> [Instructions to follow]
Scan the listing below and copy every line holding "screenshot".

[Start of Supplied records]

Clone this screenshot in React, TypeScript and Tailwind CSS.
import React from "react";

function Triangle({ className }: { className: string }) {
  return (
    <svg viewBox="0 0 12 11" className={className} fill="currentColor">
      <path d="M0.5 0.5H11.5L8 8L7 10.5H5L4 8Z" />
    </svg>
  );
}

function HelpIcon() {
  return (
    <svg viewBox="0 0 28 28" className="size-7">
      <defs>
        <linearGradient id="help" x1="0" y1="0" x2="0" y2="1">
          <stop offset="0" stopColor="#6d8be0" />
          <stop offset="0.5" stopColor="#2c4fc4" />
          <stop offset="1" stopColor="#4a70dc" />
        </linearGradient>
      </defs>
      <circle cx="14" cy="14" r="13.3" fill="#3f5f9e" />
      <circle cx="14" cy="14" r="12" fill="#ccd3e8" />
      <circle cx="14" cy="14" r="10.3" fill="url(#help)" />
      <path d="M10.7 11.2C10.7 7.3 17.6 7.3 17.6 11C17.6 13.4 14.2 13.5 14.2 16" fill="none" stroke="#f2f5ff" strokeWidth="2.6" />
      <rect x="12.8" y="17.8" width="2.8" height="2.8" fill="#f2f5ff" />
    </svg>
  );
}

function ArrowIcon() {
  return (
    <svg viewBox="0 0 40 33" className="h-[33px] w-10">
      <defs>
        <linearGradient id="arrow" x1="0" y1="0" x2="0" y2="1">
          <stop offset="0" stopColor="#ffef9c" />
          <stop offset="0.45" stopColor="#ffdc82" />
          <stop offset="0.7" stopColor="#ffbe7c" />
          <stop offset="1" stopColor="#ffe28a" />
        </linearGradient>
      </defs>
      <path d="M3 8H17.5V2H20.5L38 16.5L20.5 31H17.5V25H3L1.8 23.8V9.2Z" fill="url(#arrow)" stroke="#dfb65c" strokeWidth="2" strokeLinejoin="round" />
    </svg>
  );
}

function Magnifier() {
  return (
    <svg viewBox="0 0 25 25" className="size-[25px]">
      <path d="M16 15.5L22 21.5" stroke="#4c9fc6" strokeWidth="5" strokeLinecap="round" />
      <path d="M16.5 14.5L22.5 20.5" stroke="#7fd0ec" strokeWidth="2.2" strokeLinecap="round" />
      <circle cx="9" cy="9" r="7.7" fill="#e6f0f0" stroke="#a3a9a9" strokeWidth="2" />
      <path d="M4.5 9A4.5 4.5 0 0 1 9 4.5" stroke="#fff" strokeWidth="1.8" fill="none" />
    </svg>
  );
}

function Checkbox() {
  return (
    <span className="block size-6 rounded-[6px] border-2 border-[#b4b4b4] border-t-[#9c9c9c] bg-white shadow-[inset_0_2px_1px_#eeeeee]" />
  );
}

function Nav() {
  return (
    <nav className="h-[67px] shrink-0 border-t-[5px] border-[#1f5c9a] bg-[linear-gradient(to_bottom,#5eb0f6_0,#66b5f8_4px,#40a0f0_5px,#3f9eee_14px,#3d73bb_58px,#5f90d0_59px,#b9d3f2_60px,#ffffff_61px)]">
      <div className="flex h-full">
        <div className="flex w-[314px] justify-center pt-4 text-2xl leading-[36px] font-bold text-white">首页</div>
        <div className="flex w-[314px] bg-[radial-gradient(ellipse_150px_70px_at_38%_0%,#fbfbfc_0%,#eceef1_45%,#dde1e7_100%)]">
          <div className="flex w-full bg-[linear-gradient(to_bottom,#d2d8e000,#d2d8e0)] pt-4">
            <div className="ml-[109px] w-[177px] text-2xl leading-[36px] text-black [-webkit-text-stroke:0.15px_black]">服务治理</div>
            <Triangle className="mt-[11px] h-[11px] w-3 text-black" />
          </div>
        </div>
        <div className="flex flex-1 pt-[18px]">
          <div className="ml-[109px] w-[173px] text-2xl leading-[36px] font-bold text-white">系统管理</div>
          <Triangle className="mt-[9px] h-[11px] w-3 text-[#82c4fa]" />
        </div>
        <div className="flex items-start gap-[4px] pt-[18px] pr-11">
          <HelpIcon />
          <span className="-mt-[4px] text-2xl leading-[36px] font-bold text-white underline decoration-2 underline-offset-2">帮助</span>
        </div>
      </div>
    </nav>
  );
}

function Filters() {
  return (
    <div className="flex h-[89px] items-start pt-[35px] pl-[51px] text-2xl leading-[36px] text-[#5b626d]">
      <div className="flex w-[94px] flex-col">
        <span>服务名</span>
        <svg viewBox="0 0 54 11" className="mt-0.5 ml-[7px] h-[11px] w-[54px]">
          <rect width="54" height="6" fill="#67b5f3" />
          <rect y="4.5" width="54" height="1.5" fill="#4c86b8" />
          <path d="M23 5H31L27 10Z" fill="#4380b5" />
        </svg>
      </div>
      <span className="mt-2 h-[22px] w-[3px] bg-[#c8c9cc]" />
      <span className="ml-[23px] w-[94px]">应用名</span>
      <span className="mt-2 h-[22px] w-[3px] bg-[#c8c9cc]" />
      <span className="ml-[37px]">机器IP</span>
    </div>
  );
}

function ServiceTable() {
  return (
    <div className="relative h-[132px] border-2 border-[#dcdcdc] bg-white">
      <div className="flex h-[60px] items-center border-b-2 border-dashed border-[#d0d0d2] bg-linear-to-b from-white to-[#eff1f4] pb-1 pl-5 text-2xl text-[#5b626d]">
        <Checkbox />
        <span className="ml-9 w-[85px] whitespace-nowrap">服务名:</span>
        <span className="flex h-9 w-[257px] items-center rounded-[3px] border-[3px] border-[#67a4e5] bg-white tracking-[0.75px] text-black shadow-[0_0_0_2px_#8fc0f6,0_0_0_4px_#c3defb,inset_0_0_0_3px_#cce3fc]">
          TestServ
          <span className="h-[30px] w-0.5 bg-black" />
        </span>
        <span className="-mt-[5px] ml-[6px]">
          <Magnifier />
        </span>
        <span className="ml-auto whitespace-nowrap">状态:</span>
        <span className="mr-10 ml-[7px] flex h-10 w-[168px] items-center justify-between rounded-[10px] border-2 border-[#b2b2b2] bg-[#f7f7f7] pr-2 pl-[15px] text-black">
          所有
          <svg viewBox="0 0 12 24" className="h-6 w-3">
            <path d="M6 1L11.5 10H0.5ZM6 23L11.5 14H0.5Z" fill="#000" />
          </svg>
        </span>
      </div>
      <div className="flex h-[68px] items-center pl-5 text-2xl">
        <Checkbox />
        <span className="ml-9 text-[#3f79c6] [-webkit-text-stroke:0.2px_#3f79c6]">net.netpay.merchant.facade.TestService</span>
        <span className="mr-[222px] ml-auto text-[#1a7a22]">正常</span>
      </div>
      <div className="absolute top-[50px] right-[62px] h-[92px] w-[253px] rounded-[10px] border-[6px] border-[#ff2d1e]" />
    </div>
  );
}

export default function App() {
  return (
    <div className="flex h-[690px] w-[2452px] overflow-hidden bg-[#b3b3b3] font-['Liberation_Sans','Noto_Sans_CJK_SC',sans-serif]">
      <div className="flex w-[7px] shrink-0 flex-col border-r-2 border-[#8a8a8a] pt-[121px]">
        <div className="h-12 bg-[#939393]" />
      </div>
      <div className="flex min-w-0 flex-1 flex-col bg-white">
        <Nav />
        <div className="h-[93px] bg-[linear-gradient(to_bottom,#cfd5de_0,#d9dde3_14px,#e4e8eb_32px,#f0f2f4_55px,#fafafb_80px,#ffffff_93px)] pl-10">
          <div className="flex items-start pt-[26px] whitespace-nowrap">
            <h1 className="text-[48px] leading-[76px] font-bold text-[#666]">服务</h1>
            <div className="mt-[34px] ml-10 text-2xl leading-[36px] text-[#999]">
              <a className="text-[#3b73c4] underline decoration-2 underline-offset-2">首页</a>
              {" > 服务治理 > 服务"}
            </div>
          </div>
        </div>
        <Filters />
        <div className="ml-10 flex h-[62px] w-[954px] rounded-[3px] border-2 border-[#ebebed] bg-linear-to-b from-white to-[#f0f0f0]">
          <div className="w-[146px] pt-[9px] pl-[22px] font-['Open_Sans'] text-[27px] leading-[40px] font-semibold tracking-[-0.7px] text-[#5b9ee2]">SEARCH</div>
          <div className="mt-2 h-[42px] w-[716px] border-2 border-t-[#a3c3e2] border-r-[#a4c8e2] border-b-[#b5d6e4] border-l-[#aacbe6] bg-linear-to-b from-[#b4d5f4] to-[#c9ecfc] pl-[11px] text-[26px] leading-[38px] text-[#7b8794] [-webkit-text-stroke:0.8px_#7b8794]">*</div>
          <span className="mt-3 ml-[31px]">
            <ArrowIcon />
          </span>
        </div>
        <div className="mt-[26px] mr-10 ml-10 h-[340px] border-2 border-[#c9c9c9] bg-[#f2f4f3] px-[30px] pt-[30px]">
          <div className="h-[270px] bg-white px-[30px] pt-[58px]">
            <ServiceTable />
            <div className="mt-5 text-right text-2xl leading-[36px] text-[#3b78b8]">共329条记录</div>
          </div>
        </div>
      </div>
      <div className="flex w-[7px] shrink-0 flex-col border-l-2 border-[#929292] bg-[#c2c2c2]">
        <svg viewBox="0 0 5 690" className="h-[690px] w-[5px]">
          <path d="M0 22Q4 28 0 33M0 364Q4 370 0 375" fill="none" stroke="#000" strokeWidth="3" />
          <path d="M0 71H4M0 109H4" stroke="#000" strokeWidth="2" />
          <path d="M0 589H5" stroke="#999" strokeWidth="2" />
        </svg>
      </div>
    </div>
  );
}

[End of Supplied records]
[Start of Supplied records]

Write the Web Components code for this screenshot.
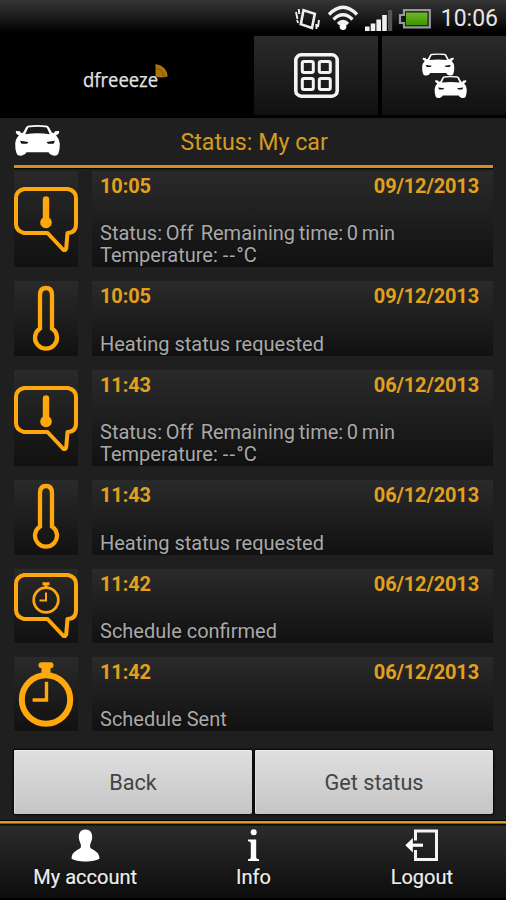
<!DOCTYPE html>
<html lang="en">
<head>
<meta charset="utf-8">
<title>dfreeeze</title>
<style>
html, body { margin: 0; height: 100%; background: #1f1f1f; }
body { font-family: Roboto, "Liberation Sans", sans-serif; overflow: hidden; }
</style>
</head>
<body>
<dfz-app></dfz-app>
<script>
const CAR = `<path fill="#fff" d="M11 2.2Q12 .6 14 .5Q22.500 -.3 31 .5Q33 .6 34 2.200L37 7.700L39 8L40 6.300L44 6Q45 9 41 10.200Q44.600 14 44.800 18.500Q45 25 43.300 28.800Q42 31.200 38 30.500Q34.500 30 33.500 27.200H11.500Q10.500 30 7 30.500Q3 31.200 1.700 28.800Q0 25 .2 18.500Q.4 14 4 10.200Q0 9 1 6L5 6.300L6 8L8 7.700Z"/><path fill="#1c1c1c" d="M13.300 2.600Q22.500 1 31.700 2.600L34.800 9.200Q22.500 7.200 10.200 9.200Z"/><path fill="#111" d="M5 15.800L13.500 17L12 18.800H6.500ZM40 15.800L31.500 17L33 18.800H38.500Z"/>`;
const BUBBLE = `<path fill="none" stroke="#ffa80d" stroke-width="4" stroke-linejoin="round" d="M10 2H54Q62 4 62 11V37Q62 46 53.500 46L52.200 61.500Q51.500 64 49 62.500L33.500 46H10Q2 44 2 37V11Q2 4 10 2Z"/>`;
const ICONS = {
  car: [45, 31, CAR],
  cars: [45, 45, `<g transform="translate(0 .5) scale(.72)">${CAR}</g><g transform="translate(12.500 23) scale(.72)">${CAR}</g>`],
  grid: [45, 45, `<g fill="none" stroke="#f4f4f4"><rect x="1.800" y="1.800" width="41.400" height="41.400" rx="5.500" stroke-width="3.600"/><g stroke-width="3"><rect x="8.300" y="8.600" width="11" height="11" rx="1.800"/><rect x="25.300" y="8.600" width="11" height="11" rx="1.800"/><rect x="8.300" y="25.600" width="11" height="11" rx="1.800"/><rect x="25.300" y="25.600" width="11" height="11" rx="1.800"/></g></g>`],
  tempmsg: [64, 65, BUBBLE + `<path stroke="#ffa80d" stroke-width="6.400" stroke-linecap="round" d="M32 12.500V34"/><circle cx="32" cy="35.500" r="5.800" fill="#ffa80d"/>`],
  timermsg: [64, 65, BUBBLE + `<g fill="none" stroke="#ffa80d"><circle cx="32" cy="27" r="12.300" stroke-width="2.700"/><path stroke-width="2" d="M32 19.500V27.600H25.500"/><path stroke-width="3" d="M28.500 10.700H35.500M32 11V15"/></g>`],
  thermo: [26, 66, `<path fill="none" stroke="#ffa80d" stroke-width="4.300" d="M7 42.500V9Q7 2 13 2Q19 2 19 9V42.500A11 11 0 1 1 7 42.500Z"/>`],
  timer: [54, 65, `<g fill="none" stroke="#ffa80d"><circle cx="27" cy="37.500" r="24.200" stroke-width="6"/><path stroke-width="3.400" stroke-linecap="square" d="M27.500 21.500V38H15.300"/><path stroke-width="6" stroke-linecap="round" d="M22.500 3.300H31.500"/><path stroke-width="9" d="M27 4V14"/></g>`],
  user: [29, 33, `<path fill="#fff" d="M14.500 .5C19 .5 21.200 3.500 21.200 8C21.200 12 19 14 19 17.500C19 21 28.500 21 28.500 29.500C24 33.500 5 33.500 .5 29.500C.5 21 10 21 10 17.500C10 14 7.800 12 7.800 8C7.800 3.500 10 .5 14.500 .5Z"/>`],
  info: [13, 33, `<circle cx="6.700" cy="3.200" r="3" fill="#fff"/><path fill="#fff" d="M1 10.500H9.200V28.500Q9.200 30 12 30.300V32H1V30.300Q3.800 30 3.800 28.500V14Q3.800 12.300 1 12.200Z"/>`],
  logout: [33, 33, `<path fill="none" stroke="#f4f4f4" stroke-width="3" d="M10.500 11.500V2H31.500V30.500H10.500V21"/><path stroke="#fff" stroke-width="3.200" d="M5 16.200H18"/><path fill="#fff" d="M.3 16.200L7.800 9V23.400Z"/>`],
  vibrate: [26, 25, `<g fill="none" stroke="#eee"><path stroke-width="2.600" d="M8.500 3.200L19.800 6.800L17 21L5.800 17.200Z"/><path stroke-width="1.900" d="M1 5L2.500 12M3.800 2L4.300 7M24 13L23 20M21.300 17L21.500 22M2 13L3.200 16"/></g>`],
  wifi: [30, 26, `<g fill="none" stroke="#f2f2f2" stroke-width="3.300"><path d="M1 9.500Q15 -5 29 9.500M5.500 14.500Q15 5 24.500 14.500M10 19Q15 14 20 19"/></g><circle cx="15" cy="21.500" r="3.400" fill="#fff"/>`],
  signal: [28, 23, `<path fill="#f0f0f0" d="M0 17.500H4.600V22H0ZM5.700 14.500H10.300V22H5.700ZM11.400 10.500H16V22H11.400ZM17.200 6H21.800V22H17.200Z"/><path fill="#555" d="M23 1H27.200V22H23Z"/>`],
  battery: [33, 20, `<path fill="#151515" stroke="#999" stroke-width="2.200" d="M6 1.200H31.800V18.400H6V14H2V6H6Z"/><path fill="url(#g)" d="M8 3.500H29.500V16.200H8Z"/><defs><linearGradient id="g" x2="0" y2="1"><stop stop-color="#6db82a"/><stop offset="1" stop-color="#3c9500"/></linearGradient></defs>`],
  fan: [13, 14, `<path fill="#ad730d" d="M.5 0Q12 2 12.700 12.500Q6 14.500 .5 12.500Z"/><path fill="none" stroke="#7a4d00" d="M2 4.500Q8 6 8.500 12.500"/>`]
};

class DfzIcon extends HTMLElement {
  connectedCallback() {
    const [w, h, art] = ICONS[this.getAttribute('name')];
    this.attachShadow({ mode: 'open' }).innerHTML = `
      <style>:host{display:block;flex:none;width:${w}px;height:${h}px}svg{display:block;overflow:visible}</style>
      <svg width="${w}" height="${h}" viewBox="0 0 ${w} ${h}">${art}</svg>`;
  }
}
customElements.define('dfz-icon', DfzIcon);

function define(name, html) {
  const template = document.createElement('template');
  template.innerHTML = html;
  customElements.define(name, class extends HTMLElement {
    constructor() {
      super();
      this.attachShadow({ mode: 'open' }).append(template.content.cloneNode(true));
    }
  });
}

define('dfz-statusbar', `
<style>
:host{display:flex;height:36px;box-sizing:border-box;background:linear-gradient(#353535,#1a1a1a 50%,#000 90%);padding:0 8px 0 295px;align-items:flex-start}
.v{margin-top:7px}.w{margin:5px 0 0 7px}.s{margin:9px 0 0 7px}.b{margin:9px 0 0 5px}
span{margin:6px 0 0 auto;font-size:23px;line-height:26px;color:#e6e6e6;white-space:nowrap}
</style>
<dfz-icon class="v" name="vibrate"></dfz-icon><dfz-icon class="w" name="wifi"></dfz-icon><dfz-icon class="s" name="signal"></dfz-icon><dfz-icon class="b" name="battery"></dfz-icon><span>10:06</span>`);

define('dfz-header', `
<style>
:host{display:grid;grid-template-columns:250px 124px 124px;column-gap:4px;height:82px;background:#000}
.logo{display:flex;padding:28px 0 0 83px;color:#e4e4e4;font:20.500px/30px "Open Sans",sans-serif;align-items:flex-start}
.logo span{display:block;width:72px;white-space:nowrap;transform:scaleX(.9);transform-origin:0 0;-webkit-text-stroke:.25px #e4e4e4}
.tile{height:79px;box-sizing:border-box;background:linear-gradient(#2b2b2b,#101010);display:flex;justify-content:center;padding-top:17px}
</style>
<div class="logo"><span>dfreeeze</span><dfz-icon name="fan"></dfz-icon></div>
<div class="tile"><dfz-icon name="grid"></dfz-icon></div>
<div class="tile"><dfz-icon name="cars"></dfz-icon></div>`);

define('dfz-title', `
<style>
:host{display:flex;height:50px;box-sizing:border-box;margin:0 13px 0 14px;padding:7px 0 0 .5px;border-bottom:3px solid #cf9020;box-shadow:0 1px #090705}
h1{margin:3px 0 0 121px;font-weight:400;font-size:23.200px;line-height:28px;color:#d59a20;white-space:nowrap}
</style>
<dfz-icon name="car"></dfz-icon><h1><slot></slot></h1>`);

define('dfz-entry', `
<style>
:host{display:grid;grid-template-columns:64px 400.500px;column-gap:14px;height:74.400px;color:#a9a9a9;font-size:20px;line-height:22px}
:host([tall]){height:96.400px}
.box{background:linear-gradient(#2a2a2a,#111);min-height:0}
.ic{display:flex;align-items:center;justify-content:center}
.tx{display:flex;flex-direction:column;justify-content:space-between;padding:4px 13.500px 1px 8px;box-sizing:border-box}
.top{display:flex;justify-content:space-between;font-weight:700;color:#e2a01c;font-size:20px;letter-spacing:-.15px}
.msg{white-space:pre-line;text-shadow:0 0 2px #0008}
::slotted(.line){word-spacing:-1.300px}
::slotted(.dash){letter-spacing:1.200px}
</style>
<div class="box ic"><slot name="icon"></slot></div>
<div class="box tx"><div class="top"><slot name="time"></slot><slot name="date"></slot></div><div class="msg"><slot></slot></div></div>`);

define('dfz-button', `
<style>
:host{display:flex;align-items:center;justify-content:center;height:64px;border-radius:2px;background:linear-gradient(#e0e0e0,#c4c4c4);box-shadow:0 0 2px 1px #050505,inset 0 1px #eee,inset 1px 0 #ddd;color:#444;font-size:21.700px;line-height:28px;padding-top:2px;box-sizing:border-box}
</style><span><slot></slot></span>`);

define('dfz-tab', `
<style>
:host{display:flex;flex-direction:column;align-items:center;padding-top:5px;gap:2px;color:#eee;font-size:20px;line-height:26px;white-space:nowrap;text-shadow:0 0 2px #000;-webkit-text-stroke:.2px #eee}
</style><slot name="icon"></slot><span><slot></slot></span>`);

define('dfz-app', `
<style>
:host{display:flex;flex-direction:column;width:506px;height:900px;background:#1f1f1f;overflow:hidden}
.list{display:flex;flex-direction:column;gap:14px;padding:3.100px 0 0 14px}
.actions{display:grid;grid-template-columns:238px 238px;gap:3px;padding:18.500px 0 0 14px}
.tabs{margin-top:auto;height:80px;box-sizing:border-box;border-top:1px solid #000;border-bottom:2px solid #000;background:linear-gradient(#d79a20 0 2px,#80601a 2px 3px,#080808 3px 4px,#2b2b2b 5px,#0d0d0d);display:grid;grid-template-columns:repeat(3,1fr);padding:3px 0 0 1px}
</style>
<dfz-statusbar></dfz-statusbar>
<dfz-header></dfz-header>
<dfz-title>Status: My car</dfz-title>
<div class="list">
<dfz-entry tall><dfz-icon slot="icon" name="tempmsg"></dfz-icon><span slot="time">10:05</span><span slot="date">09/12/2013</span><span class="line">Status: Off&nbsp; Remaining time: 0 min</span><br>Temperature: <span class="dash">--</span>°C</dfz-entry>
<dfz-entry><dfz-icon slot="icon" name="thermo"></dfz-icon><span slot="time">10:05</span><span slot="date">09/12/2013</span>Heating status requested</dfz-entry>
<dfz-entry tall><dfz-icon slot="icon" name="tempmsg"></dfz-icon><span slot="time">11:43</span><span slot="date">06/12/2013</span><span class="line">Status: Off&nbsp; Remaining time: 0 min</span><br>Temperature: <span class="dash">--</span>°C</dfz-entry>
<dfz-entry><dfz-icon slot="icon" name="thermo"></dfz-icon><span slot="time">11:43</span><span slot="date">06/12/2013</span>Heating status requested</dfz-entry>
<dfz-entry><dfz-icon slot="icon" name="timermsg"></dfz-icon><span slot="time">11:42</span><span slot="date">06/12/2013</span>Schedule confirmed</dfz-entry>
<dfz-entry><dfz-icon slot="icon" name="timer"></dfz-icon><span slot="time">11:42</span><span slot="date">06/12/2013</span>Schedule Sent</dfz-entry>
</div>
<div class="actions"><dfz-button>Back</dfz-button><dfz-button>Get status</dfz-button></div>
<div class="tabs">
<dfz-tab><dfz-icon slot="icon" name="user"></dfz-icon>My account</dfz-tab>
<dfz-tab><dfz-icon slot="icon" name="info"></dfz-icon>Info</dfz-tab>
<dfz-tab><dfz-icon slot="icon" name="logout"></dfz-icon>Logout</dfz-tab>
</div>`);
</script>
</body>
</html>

[End of Supplied records]

> [Solution]
Clone this screenshot in React, TypeScript and Tailwind CSS.
Write the Web Components code for this screenshot.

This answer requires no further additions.